What exactly are they guarding? The businesses of most in attendance here have already walked out the door, and no one seems to have a clue where they went. With the world’s economy mired in the recession, their advertising-dependent companies pummeled by consumers who have gone into hiding, and the Internet undermining the model that has made them all wealthy, the moguls who met under the glorious Idaho skies were a decidedly downbeat lot.

“I’m shocked at the business mood, which is talking about either that we’re at the bottom or going lower,” News Corp. Chairman and chief executive Rupert Murdoch said.

“It’s going to take years and years, like five years at least, before we see any real growth coming out of this,” Murdoch said.

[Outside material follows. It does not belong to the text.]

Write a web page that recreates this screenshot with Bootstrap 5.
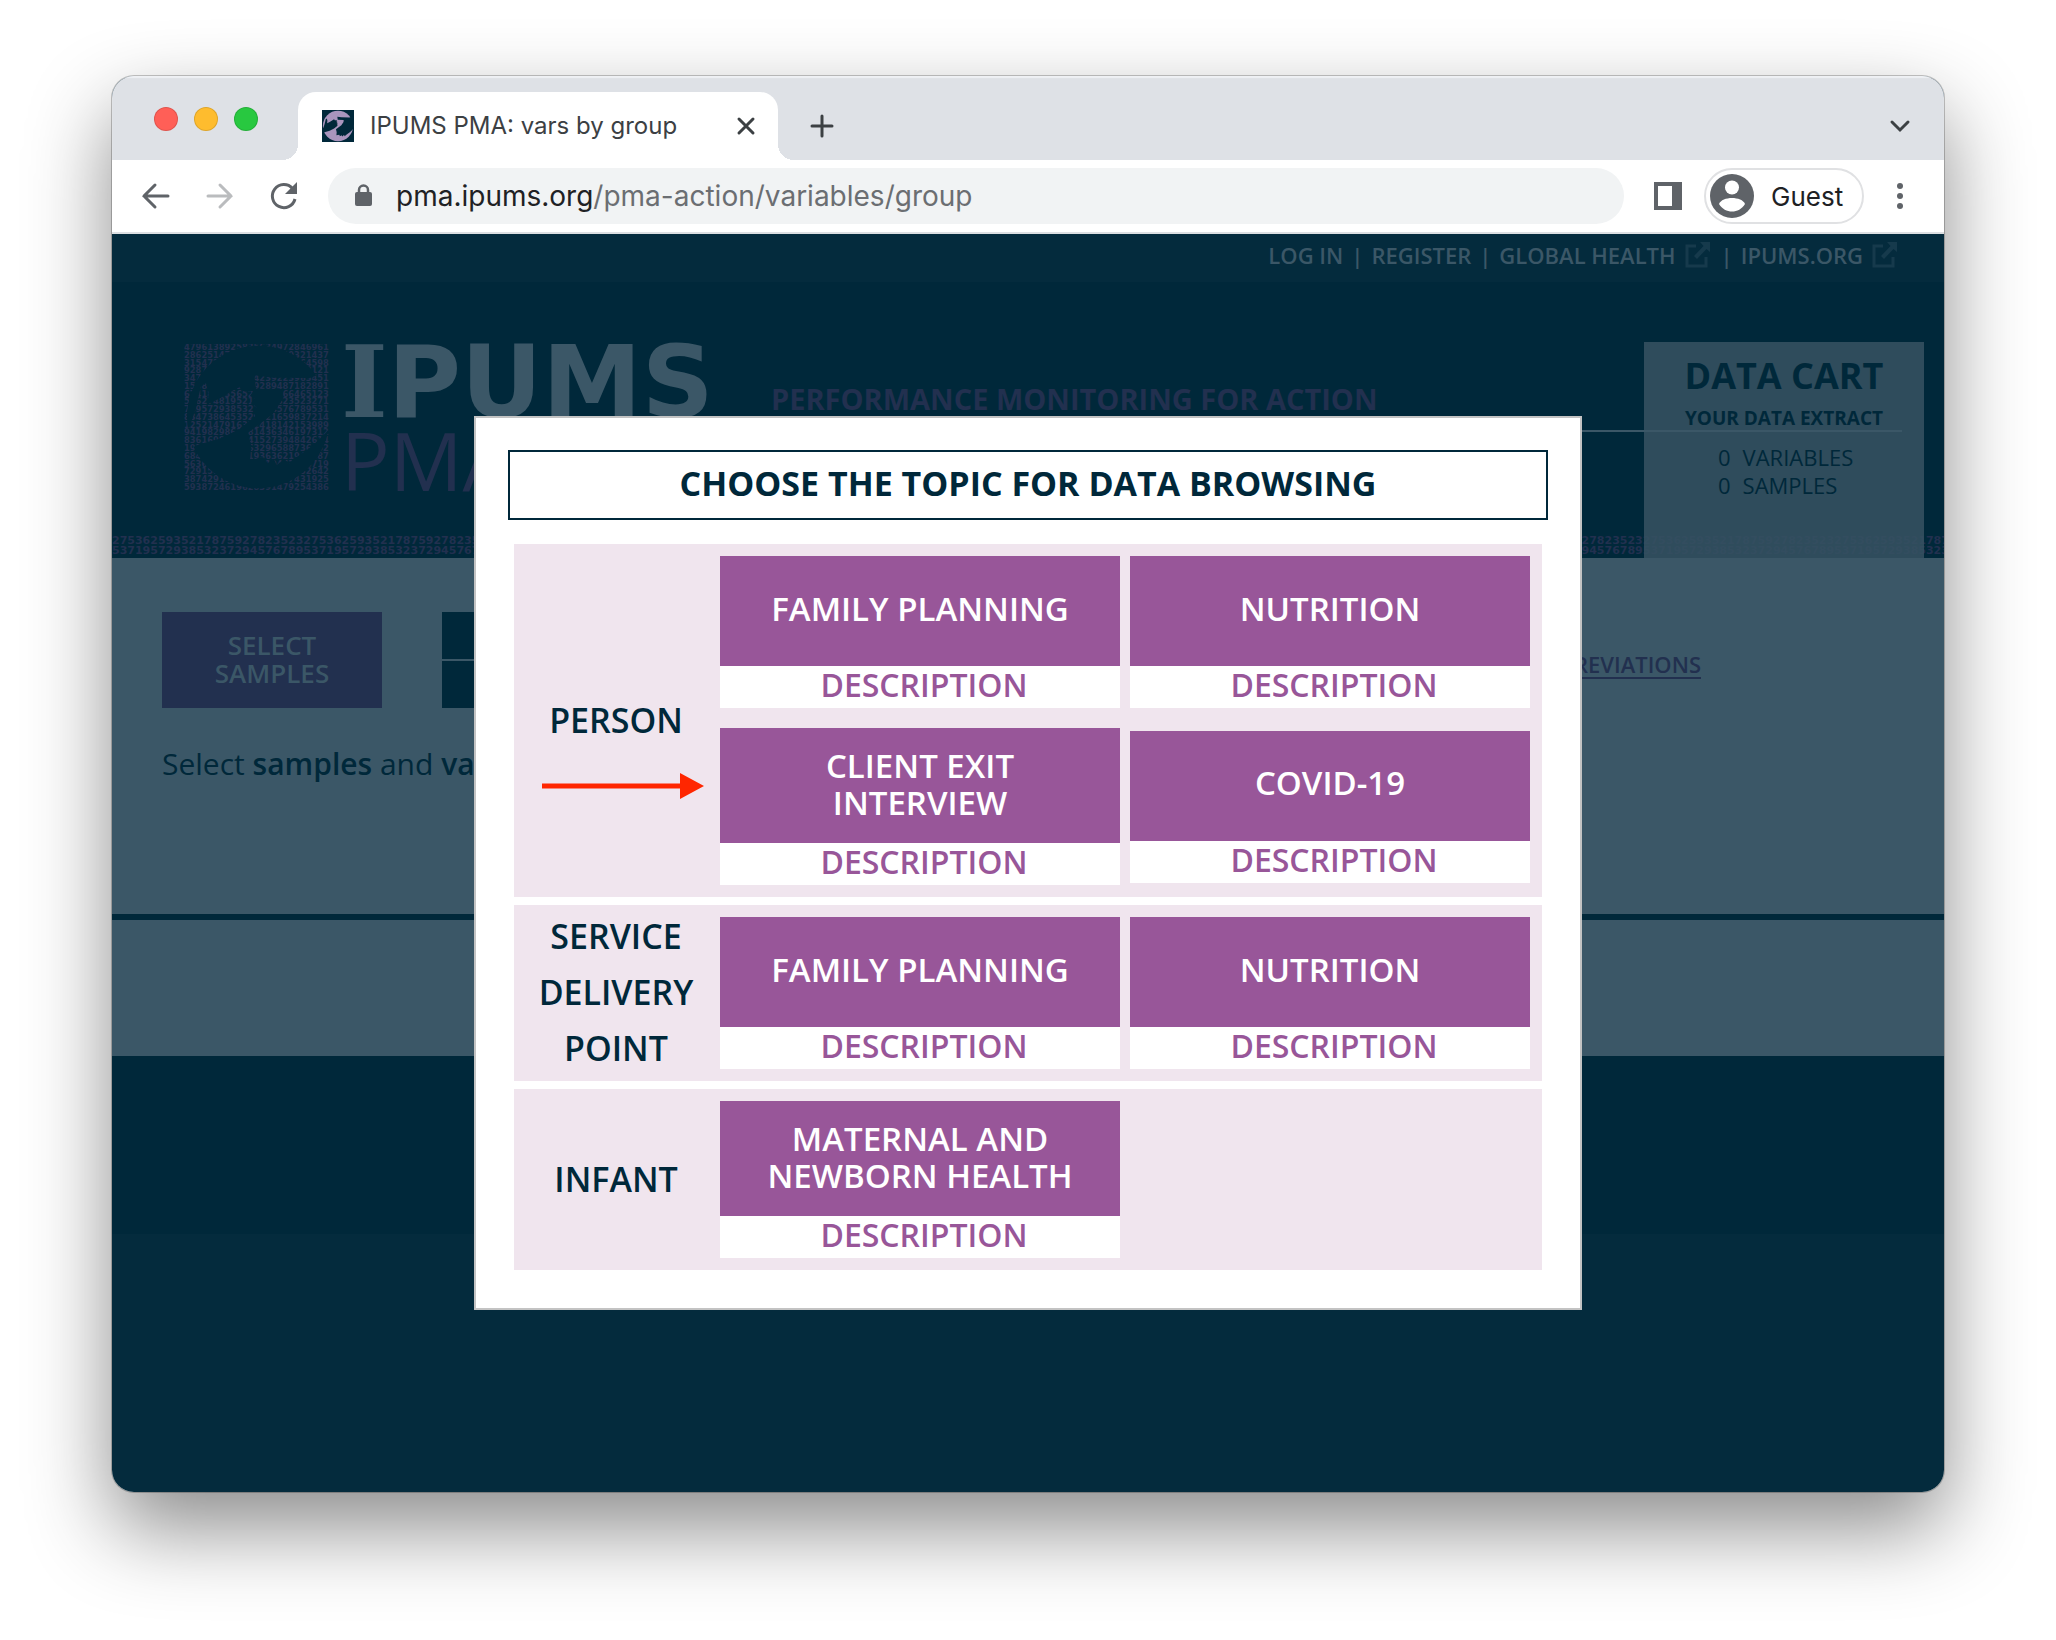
<!DOCTYPE html>
<html lang="en">
<head>
<meta charset="utf-8">
<meta name="viewport" content="width=device-width, initial-scale=1">
<title>IPUMS PMA: vars by group</title>
<link href="https://cdn.jsdelivr.net/npm/bootstrap@5.3.0/dist/css/bootstrap.min.css" rel="stylesheet">
<style>
:root{--navy:#00283a;--navy-soft:#042b3d;--slate:#3b5767;--indigo:#22304f;--purple:#985699;--blush:#f0e5ee}
body{background:#fff;font-family:"Open Sans","Noto Sans",sans-serif;color:var(--navy)}
a{text-decoration:none;color:inherit}
.stage{padding:76px 112px 148px}
.win{min-height:calc(100vh - 224px);border-radius:22px;overflow:hidden;background:var(--navy-soft)}
.win-shadow{border-radius:22px;box-shadow:0 0 0 1px rgba(0,0,0,.22),0 36px 84px rgba(0,0,0,.46)}
/* browser chrome */
.chrome{font-family:Inter,Roboto,sans-serif}
.chrome button{border:0;background:none;padding:0;display:flex;align-items:center}
.tabstrip{height:84px;background:#dee1e6;padding:16px 32px 0 42px;box-shadow:inset 0 2px 1px #eff1f4}
.light{width:24px;height:24px;border-radius:50%;border:1px solid rgba(0,0,0,.12)}
.light-close{background:#ff5f57}
.light-min{background:#febc2e}
.light-max{background:#28c840}
.lights{gap:16px;padding-bottom:14px;margin-right:40px}
.tab{width:480px;height:68px;background:#fff;border-radius:18px 18px 0 0;padding:0 22px 0 24px;font-size:24px;color:#3c4043;position:relative}
.tab::before,.tab::after{content:"";position:absolute;bottom:0;width:16px;height:16px}
.tab::before{left:-16px;background:radial-gradient(circle at 0 0,transparent 16px,#fff 16px)}
.tab::after{right:-16px;background:radial-gradient(circle at 100% 0,transparent 16px,#fff 16px)}
.toolbar{height:74px;background:#fff;border-bottom:2px solid #dcdfe2;padding:0 40px 0 26px}
.reload{margin-left:27px}
.omni{height:56px;border-radius:28px;background:#f1f3f4;padding:0 27px;font-size:28px;color:#6b6e72;margin-left:23px}
.omni b{font-weight:400;color:#202124}
.chrome .side{margin:0 21px 0 29px}
.chrome .guest{height:56px;width:160px;border:2px solid #e0e1e3;border-radius:28px;padding:0 4px;font-size:26px;color:#202124;gap:17px}
/* site */
.toplinks{height:48px;padding:0 44px 6px 0;font-size:22px;font-weight:600;color:var(--slate);gap:8px}
.toplinks svg{margin:0 2px 0 9px}
.masthead{height:276px;background:var(--navy)}
.brand{padding:62px 42px 0 72px;height:250px}
.wordmark{font:700 100px/74px "DejaVu Sans",sans-serif;color:var(--slate);width:366px;padding-top:1px}
.wordmark span{font-family:"DejaVu Serif",serif}
.submark{font-size:81px;line-height:60px;color:var(--indigo);margin-top:10px}
.tagline{margin-left:64px;height:88px;padding-top:35px;border-bottom:2px solid var(--slate);font-size:29px;line-height:40px;font-weight:700;color:var(--indigo);position:relative;z-index:2}
.digits{font:700 11px/10px "DejaVu Sans",sans-serif;color:var(--indigo);white-space:nowrap;overflow:hidden;height:26px;padding-top:4px}
.cart{right:20px;top:60px;bottom:0;width:280px;background:rgba(54,82,98,.87);padding-top:12px;text-align:center}
.cart h2{font-size:36px;line-height:44px;font-weight:700;margin:0}
.cart h3{font-size:19px;line-height:40px;font-weight:700;margin:0}
.cart table{font-size:22px;line-height:28px;margin-left:74px;text-align:left}
.cart td{padding:0 12px 0 0}
.cart tbody tr:first-child td{padding-top:5px}
.panel-main{height:356px;background:var(--slate);padding:54px 50px 0}
.panel-low{height:142px;background:var(--slate);border-top:6px solid var(--navy)}
.panel-foot{height:178px;background:var(--navy)}
.pick{width:220px;height:96px;background:var(--indigo);color:var(--slate);font-size:26px;line-height:28px;font-weight:600;border:0;padding:0 0 2px}
.stack{width:220px;margin-left:60px;gap:2px}
.stack a{background:var(--navy);height:47px}
.hint{font-size:30px;line-height:48px;margin-top:32px}
.hint b{font-weight:600}
.abbr-link{color:var(--indigo);font-size:22px;font-weight:600;text-decoration:underline;text-underline-offset:4px;margin-right:193px;margin-top:34px;line-height:36px}
/* topic dialog */
.topics{left:0;right:0;top:182px;margin:auto;width:1108px;max-width:100%;background:#fff;border:2px solid #c3c3c3;padding:32px 32px 30px;z-index:5}
.topics h1{border:2px solid var(--navy);height:70px;font-size:34px;line-height:62px;font-weight:700;text-align:center;margin:0 0 24px}
.group{background:var(--blush);padding:12px;margin:0 6px 8px}
.group-name{width:180px;margin:0 14px 0 0;font-size:34px;line-height:56px;font-weight:600;text-align:center;padding:0 8px 2px}
.cards{display:grid;grid-template-columns:1fr 1fr;column-gap:10px;row-gap:20px;align-items:center}
.topic{background:#fff;text-align:center;font-size:33px;font-weight:600}
.topic button{border:0;width:100%;min-height:110px;background:var(--purple);color:#fff;font-weight:600;line-height:37px;padding:0 40px 6px;display:block}
.topic button.two{min-height:115px;padding-bottom:4px}
.topic a{display:block;color:var(--purple);font-size:32px;line-height:38px;height:42px;padding-left:8px}
.pointer{left:66px;top:355px}
</style>
<script src="https://cdn.jsdelivr.net/npm/bootstrap@5.3.0/dist/js/bootstrap.bundle.min.js"></script>
</head>
<body>
<svg width="0" height="0" class="position-absolute" aria-hidden="true"><defs>
<path id="handR" d="M235 118L290 125 400 126 459 105V280C430 312 395 345 350 370L338 386 326 368 302 388 294 370 270 384 262 364 222 372 226 330 216 290 290 235 320 190 322 160 240 158Z"/>
<path id="handL" d="M25 300L45 260 60 215 75 150 90 142 98 170 95 205 135 185 190 152 200 165 232 165 222 180 238 188 224 202 242 213 232 228 238 240 190 280 130 308 70 325 25 345Z"/>
<g id="ext"><path d="M11 4H2V24H21V15" fill="none" stroke="currentColor" stroke-width="3"/><path d="M15 0H25V10L21.500 7 12 17 9 14 18.500 4Z" fill="currentColor"/></g>
</defs></svg>
<div class="stage"><div class="win-shadow"><div class="win">
<header class="chrome">
  <div class="tabstrip d-flex align-items-center">
    <div class="lights d-flex"><span class="light light-close"></span><span class="light light-min"></span><span class="light light-max"></span></div>
    <div class="tab d-flex align-items-center">
      <svg width="32" height="32" viewBox="24 24 440 440"><path fill="#00283a" d="M0 0H480V480H0Z"/><circle cx="244" cy="244" r="208" fill="#a995bd"/><use href="#handR" fill="#00283a"/><use href="#handL" fill="#00283a"/></svg>
      <span class="ms-3 me-auto">IPUMS PMA: vars by group</span>
      <button aria-label="Close tab"><svg width="20" height="20" viewBox="0 0 20 20" stroke="#3c4043" stroke-width="3" stroke-linecap="round"><path d="M3 3L17 17M17 3L3 17"/></svg></button>
    </div>
    <button class="ms-4 ps-2" aria-label="New tab"><svg width="24" height="24" viewBox="0 0 24 24" stroke="#3c4043" stroke-width="3" stroke-linecap="round"><path d="M12 2V22M2 12H22"/></svg></button>
    <button class="ms-auto" aria-label="Search tabs"><svg width="24" height="20" viewBox="0 0 24 20" fill="none" stroke="#3c4043" stroke-width="3" stroke-linecap="round"><path d="M4 6L12 14L20 6"/></svg></button>
  </div>
  <div class="toolbar d-flex align-items-center">
    <button aria-label="Back"><svg width="36" height="32" viewBox="0 0 36 32" fill="none" stroke="#5f6368" stroke-width="3" stroke-linecap="round"><path d="M30 16H6M17 5L6 16L17 27"/></svg></button>
    <button class="ms-4" aria-label="Forward"><svg width="40" height="32" viewBox="0 0 40 32" fill="none" stroke="#babcbe" stroke-width="3" stroke-linecap="round"><path d="M10 16H33M22 5L33 16L22 27"/></svg></button>
    <button class="reload" aria-label="Reload"><svg width="40" height="32" viewBox="0 0 40 32" fill="none" stroke="#5f6368" stroke-width="3"><path d="M30 19A11.500 11.500 0 1 1 27.500 8.500"/><path d="M32 2V14H20Z" fill="#5f6368" stroke="none"/></svg></button>
    <div class="omni d-flex align-items-center flex-fill">
      <svg width="17" height="24" viewBox="0 0 17 24"><rect y="8" width="17" height="14" rx="2" fill="#5f6368"/><path d="M4 9V6A4.500 4.500 0 0 1 13 6V9" fill="none" stroke="#5f6368" stroke-width="2.500"/></svg>
      <span class="ms-4"><b>pma.ipums.org</b>/pma-action/variables/group</span>
    </div>
    <button class="side" aria-label="Side panel"><svg width="30" height="30" viewBox="0 0 30 30"><path fill="#5f6368" fill-rule="evenodd" d="M1 1H29V29H1ZM5 5V25H19V5Z"/></svg></button>
    <button class="guest"><svg width="44" height="44" viewBox="0 0 44 44"><circle cx="22" cy="22" r="22" fill="#5f6368"/><circle cx="22" cy="13.500" r="7" fill="#fff"/><path fill="#fff" d="M9 30C12 22 32 22 35 30C29 40 15 40 9 30Z"/></svg>Guest</button>
    <button class="ms-4 ps-2" aria-label="Menu"><svg width="8" height="28" viewBox="0 0 8 28" fill="#5f6368"><circle cx="4" cy="4" r="3"/><circle cx="4" cy="14" r="3"/><circle cx="4" cy="24" r="3"/></svg></button>
  </div>
</header>
<div class="position-relative">
  <nav class="toplinks d-flex align-items-center justify-content-end">
    <a href="#">LOG IN</a><span>|</span><a href="#">REGISTER</a><span>|</span><a href="#" class="d-flex align-items-center">GLOBAL HEALTH<svg width="26" height="26" viewBox="0 0 26 26" color="#163a4c"><use href="#ext"/></svg></a><span>|</span><a href="#" class="d-flex align-items-center">IPUMS.ORG<svg width="26" height="26" viewBox="0 0 26 26" color="#163a4c"><use href="#ext"/></svg></a>
  </nav>
  <div class="masthead position-relative">
    <div class="brand d-flex">
      <svg class="flex-shrink-0" width="145" height="146" viewBox="24 24 435 438">
        <g id="rows" font-family="DejaVu Sans" font-weight="700" font-size="25" fill="#22304f"></g>
        <mask id="cut"><path fill="#fff" d="M0 0H480V480H0Z"/><use href="#handR" fill="#000"/><use href="#handL" fill="#000"/></mask>
        <circle cx="247" cy="243" r="214" fill="#00283a" mask="url(#cut)"/>
      </svg>
      <div class="ms-2 ps-1 flex-shrink-0"><div class="wordmark"><span>I</span>PUMS</div><div class="submark">PMA</div></div>
      <div class="tagline flex-fill">PERFORMANCE MONITORING FOR ACTION</div>
    </div>
    <div class="digits"><div id="strip1"></div><div id="strip2"></div></div>
    <aside class="cart position-absolute">
      <h2>DATA CART</h2><h3>YOUR DATA EXTRACT</h3>
      <table><tbody><tr><td>0</td><td>VARIABLES</td></tr><tr><td>0</td><td>SAMPLES</td></tr></tbody></table>
    </aside>
  </div>
  <main class="panel-main">
    <div class="d-flex">
      <button class="pick">SELECT<br>SAMPLES</button>
      <div class="stack d-flex flex-column"><a href="#" aria-label="Topics"></a><a href="#" aria-label="Search"></a></div>
      <a href="#" class="abbr-link ms-auto">ABBREVIATIONS</a>
    </div>
    <p class="hint">Select <b>samples</b> and <b>variables</b></p>
  </main>
  <div class="panel-low"></div>
  <div class="panel-foot"></div>

  <section class="topics position-absolute" role="dialog" aria-labelledby="topicTitle">
    <h1 id="topicTitle">CHOOSE THE TOPIC FOR DATA BROWSING</h1>
    <div class="group d-flex align-items-center">
      <h2 class="group-name">PERSON</h2>
      <div class="cards flex-fill">
        <div class="topic"><button>FAMILY PLANNING</button><a href="#">DESCRIPTION</a></div>
        <div class="topic"><button>NUTRITION</button><a href="#">DESCRIPTION</a></div>
        <div class="topic"><button class="two">CLIENT EXIT<br>INTERVIEW</button><a href="#">DESCRIPTION</a></div>
        <div class="topic"><button>COVID-19</button><a href="#">DESCRIPTION</a></div>
      </div>
    </div>
    <div class="group d-flex align-items-center py-0">
      <h2 class="group-name">SERVICE DELIVERY POINT</h2>
      <div class="cards flex-fill py-2 my-1">
        <div class="topic"><button>FAMILY PLANNING</button><a href="#">DESCRIPTION</a></div>
        <div class="topic"><button>NUTRITION</button><a href="#">DESCRIPTION</a></div>
      </div>
    </div>
    <div class="group d-flex align-items-center">
      <h2 class="group-name">INFANT</h2>
      <div class="cards flex-fill">
        <div class="topic"><button class="two">MATERNAL AND<br>NEWBORN HEALTH</button><a href="#">DESCRIPTION</a></div>
      </div>
    </div>
    <svg class="pointer position-absolute" width="162" height="26" viewBox="0 0 162 26" fill="#ff2600"><path d="M0 10.500H138V0L162 13 138 26V15.500H0Z"/></svg>
  </section>
</div>
</div></div></div>
<script>
const rows=["4796138925835634972846961","2862514738291645829321437","3154728193746582917364598","9287364519283746519283121","3472816354424239223963451","1538274619289289487182891","6741829356523276566465123","5362748195217367823523271","7895729385327684576789531","8347386453529721659837214","1252147916352418142153989","9419829863481436346197312","8361698274641527394842614","1927364581263296588736452","6842736451819363621948387","5636281947362819463728719","7291583746192837461932642","3874291583746192837431925","5938724619628391479254386"];
document.getElementById("rows").innerHTML=rows.map((r,i)=>`<text x="24" y="${42+i*23.3}">${r}</text>`).join("");
document.getElementById("strip1").textContent="2753625935217875927823523".repeat(12);
document.getElementById("strip2").textContent="5371957293853237294576789".repeat(12);
</script>
</body>
</html>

Every summer for the past 27 years, Allen & Co.’s conference in Sun Valley has served as a sort of Davos for the media, entertainment and, increasingly, technology elite. The corporate chieftains, whose private jets crowd the tarmac at Friedman Memorial Airport in Ketchum, are not accustomed to defeat or negativity.

Many here agree that one of the keys to a turnaround is getting people to cough up some cash for the content they watch online for free. “People will get addicted and be willing to pay for it,” said Malone.

But Malone declined to say how, or when, that would come about. It was the same with Murdoch, who told his Fox Business Network that he has “a lot of plans I’m not ready to disclose yet” about how to get people to pay to read newspapers online.